从众时,他没了基本常识(这么说,是默认“他”有常识的)——好的必然是少的。
常识,好的必然是少的,无论好的思维的人还是好的情感的人,以及他们所具备的思想,都是少的。从这个逻辑上讲,他是该从“少”,而不是从“众”。

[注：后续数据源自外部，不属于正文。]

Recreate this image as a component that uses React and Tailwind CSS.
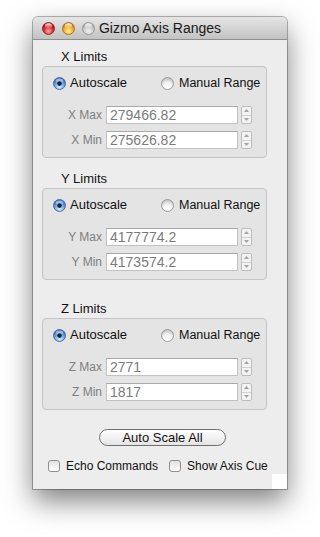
import React from "react";

function Light({ id, inner, mid, outer, rim }) {
  return (
    <svg width="13" height="13" viewBox="0 0 13 13" className="block">
      <defs>
        <radialGradient id={id} cx="50%" cy="72%" r="62%">
          <stop offset="0" stopColor={inner} />
          <stop offset="0.55" stopColor={mid} />
          <stop offset="1" stopColor={outer} />
        </radialGradient>
        <linearGradient id={id + "h"} x1="0" y1="0" x2="0" y2="1">
          <stop offset="0" stopColor="#fff" stopOpacity="0.95" />
          <stop offset="1" stopColor="#fff" stopOpacity="0" />
        </linearGradient>
      </defs>
      <circle cx="6.5" cy="6.5" r="6" fill={`url(#${id})`} stroke={rim} strokeWidth="0.8" />
      <ellipse cx="6.5" cy="3.7" rx="3.7" ry="2.5" fill={`url(#${id}h)`} />
    </svg>
  );
}

function Radio({ on, id }) {
  if (on) {
    return (
      <svg width="13" height="13" viewBox="0 0 13 13" className="block shrink-0">
        <defs>
          <radialGradient id={id} cx="50%" cy="78%" r="65%">
            <stop offset="0" stopColor="#d9efff" />
            <stop offset="0.5" stopColor="#7fb3ef" />
            <stop offset="1" stopColor="#3a70c4" />
          </radialGradient>
        </defs>
        <circle cx="6.5" cy="6.5" r="6" fill={`url(#${id})`} stroke="#3a5a8e" strokeWidth="0.8" />
        <ellipse cx="6.5" cy="3.6" rx="3.6" ry="2.2" fill="#ffffff" fillOpacity="0.45" />
        <circle cx="6.5" cy="6.6" r="2.3" fill="#1b2433" />
      </svg>
    );
  }
  return (
    <svg width="13" height="13" viewBox="0 0 13 13" className="block shrink-0">
      <defs>
        <radialGradient id={id} cx="50%" cy="80%" r="70%">
          <stop offset="0" stopColor="#ffffff" />
          <stop offset="0.6" stopColor="#f0f0f0" />
          <stop offset="1" stopColor="#c8c8c8" />
        </radialGradient>
      </defs>
      <circle cx="6.5" cy="6.5" r="6" fill={`url(#${id})`} stroke="#8a8a8a" strokeWidth="0.8" />
    </svg>
  );
}

function Stepper() {
  return (
    <div className="w-[11px] h-[18px] border border-[#bdbdbd] rounded-[2px] bg-[#f3f3f3] flex flex-col">
      <div className="flex-1 flex items-center justify-center border-b border-[#d2d2d2]">
        <svg width="5" height="3" viewBox="0 0 5 3" className="block">
          <polygon points="2.5,0 5,3 0,3" fill="#a3a3a3" />
        </svg>
      </div>
      <div className="flex-1 flex items-center justify-center">
        <svg width="5" height="3" viewBox="0 0 5 3" className="block">
          <polygon points="0,0 5,0 2.5,3" fill="#a3a3a3" />
        </svg>
      </div>
    </div>
  );
}

function FieldRow({ label, value }) {
  return (
    <div className="flex items-center h-[18px]">
      <div className="w-[59px] text-right text-[12px] leading-[14px] text-[#7f7f7f]">{label}</div>
      <div className="ml-[4px] w-[132px] h-[18px] bg-white border border-[#c2c2c2] border-t-[#a9a9a9] pl-[3px] text-[14px] leading-[16px] text-[#7b7b7b]">
        {value}
      </div>
      <div className="ml-[3px]">
        <Stepper />
      </div>
    </div>
  );
}

function Group({ axis, max, min }) {
  return (
    <div className="ml-[9px] w-[225px] h-[92px] border border-[#c4c4c4] rounded-[4px] bg-[#e4e4e4] pt-[7px]">
      <div className="flex items-center h-[18px] pl-[10px]">
        <div className="w-[108px] flex items-center gap-[4px]">
          <Radio on id={`ron${axis}`} />
          <span className="text-[13px] leading-[16px] text-[#111]">Autoscale</span>
        </div>
        <div className="flex items-center gap-[5px]">
          <Radio id={`roff${axis}`} />
          <span className="text-[12.5px] leading-[16px] text-[#111]">Manual Range</span>
        </div>
      </div>
      <div className="mt-[14px] flex flex-col gap-[7px]">
        <FieldRow label={`${axis} Max`} value={max} />
        <FieldRow label={`${axis} Min`} value={min} />
      </div>
    </div>
  );
}

function Title({ children, className }) {
  return (
    <div className={`ml-[28px] h-[17px] text-[13px] leading-[16px] text-[#111] ${className || ""}`}>{children}</div>
  );
}

function Checkbox({ label }) {
  return (
    <div className="flex items-center gap-[6px]">
      <div className="w-[12px] h-[12px] rounded-[3px] border border-[#8e8e8e] bg-linear-to-b from-[#e2e2e2] to-[#ffffff]" />
      <span className="text-[12px] leading-[16px] text-[#111]">{label}</span>
    </div>
  );
}

export default function App() {
  return (
    <div className="w-[320px] h-[537px] bg-white pt-[17px] pl-[33px] font-['Liberation_Sans',Arial,sans-serif] overflow-hidden">
      <div className="relative w-[254px] h-[472px] rounded-t-[5px] bg-[#ededed] shadow-[0_0_0_1px_rgba(0,0,0,0.28),0_12px_28px_rgba(0,0,0,0.5)]">
        {/* Title bar */}
        <div className="h-[23px] rounded-t-[5px] bg-linear-to-b from-[#e6e6e6] to-[#c2c2c2] border-b border-[#8e8e8e] flex items-center">
          <div className="w-[62px] pl-[9px] flex items-center gap-[7px]">
            <Light id="lr" inner="#ffb0b0" mid="#e2353d" outer="#a3101a" rim="#7e1a1a" />
            <Light id="ly" inner="#fff0a0" mid="#f5b830" outer="#c77a0a" rim="#9a6a12" />
            <Light id="lg" inner="#f2f2f2" mid="#d2d2d2" outer="#a9a9a9" rim="#909090" />
          </div>
          <div className="flex-1 text-center text-[14px] leading-[16px] text-[#1a1a1a]">Gizmo Axis Ranges</div>
          <div className="w-[62px]" />
        </div>

        {/* Content */}
        <div className="pt-[9px]">
          <Title>X Limits</Title>
          <Group axis="X" max="279466.82" min="275626.82" />

          <Title className="mt-[13px]">Y Limits</Title>
          <Group axis="Y" max="4177774.2" min="4173574.2" />

          <Title className="mt-[21px]">Z Limits</Title>
          <Group axis="Z" max="2771" min="1817" />

          <div className="mt-[19px] ml-[66px] w-[127px] h-[17px] rounded-full border border-[#6f6f6f] bg-linear-to-b from-[#ffffff] via-[#f2f2f2] to-[#e4e4e4] flex items-center justify-center text-[13px] leading-[15px] text-[#111]">
            Auto Scale All
          </div>

          <div className="mt-[12px] h-[16px] pl-[15px] flex items-center gap-[11px]">
            <Checkbox label="Echo Commands" />
            <Checkbox label="Show Axis Cue" />
          </div>
        </div>

        <div className="absolute right-0 bottom-0 w-[15px] h-[15px] bg-white" />
      </div>
    </div>
  );
}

事实也如此,这世界那么多人,能留下经典著述的是少数人,你在读少数人的著述时,你就在从“少”。
从众,在“从众”中被拖进泥淖——行为的泥淖,思维的泥淖,心理的泥淖,品行的泥淖,这几乎是必然的。
从众,必然陷入永无停歇的攀比,因为在”从众“过程中,他的行为没有自己的标准,他只有外界的标准,他只能同外在于他的世界对照、攀比,以证明自己是好的、值得的,如此,他一生在攀比中沉沦——他自己在这种外在于自己的攀比中慢慢丢失了自己。
这和“竞争”不同。竞争是以他人为参照,查找自己的缺失和不足,它的标的清晰,是朝向自己的,是在同他人参照,不断成长完善、完整自己的。

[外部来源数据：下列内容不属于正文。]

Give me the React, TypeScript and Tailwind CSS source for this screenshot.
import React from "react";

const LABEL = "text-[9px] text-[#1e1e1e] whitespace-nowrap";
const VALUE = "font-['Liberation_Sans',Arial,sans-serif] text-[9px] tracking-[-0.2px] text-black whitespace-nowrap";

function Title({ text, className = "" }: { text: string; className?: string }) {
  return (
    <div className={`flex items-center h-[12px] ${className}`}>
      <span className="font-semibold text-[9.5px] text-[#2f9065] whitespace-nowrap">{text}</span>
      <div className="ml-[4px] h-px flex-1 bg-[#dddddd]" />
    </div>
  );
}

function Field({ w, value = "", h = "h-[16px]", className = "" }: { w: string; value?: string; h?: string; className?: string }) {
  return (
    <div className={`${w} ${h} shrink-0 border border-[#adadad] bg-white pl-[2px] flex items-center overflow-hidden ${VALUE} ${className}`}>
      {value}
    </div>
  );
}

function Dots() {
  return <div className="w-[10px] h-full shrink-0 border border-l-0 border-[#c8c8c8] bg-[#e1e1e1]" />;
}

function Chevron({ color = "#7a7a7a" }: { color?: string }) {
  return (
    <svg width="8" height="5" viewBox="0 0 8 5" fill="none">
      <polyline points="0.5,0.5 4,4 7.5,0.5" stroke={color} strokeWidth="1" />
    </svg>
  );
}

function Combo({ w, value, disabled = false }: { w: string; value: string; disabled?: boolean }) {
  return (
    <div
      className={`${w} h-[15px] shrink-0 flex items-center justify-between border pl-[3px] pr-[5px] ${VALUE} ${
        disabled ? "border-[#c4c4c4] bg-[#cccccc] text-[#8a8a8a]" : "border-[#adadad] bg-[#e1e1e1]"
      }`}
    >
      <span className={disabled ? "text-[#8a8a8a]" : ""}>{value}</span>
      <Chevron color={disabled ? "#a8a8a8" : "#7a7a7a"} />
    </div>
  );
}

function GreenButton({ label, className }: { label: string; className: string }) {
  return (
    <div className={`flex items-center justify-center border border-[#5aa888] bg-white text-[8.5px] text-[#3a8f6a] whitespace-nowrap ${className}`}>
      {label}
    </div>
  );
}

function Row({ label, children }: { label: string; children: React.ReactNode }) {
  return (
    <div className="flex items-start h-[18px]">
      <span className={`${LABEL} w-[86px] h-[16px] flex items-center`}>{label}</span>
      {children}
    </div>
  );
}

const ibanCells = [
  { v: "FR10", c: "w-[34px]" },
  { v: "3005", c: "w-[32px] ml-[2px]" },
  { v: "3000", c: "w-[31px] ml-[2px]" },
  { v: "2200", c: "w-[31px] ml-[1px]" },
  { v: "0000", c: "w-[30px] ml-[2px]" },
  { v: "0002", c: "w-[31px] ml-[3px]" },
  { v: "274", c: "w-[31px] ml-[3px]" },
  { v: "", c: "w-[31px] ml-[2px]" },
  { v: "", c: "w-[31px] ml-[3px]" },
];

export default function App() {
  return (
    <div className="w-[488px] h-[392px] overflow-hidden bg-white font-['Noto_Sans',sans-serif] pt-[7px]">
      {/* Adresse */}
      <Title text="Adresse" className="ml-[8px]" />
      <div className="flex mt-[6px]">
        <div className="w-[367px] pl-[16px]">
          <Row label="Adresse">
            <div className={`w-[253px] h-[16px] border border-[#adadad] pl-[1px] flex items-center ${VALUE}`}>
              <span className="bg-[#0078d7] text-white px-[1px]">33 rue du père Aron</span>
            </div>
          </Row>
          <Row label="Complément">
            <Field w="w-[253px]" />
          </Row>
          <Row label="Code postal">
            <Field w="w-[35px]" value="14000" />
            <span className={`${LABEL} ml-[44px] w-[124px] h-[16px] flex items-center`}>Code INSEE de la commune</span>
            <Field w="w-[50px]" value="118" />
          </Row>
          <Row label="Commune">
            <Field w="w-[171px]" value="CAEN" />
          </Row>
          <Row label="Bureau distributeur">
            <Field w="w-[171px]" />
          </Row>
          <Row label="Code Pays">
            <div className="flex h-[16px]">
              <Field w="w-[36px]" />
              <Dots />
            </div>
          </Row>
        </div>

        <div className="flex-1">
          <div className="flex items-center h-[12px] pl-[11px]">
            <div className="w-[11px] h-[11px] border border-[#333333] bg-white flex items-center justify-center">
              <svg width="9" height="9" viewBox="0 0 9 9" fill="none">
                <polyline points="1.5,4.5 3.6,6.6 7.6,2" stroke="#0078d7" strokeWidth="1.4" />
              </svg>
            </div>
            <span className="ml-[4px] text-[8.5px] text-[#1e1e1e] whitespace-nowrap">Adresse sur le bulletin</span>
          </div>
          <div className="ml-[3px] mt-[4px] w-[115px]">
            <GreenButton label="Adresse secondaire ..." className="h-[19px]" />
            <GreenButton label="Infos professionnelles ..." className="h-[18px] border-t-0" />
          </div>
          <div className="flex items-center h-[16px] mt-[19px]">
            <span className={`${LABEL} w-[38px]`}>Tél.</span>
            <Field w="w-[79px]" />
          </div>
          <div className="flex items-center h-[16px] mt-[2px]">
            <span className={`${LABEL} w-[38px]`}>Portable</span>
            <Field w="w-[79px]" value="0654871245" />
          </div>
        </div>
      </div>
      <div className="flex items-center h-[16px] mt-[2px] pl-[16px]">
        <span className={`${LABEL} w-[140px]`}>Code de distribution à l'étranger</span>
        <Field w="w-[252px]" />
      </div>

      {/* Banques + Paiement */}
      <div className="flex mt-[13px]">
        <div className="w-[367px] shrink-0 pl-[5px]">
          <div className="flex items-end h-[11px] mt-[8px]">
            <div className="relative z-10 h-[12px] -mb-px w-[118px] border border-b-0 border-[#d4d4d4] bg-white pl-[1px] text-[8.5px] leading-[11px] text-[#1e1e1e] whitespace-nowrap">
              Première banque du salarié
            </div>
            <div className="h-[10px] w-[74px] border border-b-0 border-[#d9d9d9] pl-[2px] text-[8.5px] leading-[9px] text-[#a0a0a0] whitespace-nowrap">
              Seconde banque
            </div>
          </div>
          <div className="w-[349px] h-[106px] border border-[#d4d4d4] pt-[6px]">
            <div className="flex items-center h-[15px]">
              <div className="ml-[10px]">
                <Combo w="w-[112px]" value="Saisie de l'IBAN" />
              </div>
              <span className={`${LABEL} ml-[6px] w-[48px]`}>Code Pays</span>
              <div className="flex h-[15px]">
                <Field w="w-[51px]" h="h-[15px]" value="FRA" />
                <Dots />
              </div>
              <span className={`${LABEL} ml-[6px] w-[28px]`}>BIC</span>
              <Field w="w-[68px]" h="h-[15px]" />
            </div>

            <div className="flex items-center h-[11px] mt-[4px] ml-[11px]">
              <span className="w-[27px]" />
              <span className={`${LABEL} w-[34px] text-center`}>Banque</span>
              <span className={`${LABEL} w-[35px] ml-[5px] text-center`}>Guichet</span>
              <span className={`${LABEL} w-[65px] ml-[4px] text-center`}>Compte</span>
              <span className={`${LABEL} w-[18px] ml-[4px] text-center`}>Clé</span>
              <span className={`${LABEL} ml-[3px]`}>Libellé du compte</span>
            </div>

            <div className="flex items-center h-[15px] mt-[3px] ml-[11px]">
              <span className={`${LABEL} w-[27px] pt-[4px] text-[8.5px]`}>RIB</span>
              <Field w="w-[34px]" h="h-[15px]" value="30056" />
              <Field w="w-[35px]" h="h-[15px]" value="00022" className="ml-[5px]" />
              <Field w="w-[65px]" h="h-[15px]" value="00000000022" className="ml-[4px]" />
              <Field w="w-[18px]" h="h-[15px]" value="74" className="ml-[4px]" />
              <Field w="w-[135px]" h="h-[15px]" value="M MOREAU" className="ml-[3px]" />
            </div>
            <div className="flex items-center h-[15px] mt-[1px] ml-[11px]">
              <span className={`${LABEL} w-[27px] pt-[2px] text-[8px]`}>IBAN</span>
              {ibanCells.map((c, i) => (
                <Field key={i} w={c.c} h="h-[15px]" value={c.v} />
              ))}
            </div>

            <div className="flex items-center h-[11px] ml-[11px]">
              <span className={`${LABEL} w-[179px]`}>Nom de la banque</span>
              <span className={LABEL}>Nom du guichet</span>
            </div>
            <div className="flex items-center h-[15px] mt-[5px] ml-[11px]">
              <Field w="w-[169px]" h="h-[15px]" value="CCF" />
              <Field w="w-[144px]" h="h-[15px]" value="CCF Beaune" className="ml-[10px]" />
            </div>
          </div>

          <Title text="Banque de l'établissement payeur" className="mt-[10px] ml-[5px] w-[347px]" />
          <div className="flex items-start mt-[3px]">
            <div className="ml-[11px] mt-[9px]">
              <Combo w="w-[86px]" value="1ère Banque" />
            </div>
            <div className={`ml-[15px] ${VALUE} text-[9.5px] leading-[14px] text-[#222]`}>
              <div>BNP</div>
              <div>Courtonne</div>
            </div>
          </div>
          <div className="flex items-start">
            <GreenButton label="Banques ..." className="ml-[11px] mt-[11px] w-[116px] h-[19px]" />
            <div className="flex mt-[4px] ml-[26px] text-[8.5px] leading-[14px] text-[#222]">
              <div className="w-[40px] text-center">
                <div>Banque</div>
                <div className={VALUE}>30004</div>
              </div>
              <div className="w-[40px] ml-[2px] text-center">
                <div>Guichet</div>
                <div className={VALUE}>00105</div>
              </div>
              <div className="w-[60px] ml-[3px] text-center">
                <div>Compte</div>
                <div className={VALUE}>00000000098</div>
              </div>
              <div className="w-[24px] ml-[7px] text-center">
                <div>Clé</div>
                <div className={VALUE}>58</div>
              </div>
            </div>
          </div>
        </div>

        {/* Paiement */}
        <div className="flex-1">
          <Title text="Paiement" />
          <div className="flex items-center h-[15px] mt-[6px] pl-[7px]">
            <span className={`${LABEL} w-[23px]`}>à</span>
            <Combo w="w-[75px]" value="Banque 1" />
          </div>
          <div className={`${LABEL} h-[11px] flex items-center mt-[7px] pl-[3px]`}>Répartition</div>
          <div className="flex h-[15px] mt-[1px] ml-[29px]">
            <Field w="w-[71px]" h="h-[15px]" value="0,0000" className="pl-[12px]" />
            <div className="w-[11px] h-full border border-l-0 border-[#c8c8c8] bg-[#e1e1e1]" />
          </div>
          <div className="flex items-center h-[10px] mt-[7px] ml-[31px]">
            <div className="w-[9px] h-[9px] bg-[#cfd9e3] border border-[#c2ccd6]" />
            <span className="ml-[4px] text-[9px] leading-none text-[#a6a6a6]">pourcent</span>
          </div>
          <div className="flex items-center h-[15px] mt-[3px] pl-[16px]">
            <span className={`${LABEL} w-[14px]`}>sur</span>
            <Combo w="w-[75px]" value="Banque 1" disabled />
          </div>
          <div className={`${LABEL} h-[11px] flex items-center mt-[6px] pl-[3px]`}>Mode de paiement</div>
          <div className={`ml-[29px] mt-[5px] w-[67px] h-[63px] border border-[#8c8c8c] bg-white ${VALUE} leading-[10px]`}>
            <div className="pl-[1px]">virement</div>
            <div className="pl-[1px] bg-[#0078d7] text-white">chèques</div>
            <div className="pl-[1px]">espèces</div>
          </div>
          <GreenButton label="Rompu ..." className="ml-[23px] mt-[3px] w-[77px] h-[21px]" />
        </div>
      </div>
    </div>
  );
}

和他人的攀比不是,和他人攀比时,是把他人(众人)的生活观念、状态凌驾于自己之上,从而去追逐众人所追逐,最典型的例子就是环肥燕瘦现象——胖或瘦,是体质,只要没到影响健康的程度,都无可厚非,但从众的人们为了瘦(胖)而到了摧残自己的地步,比比皆是。
从众,攀比,然后在这个过程中异化了自己,最终必然酿人生之悲剧。
从众有多么容易,看看文革中有多少文化人跳成了跳梁小丑就知道了。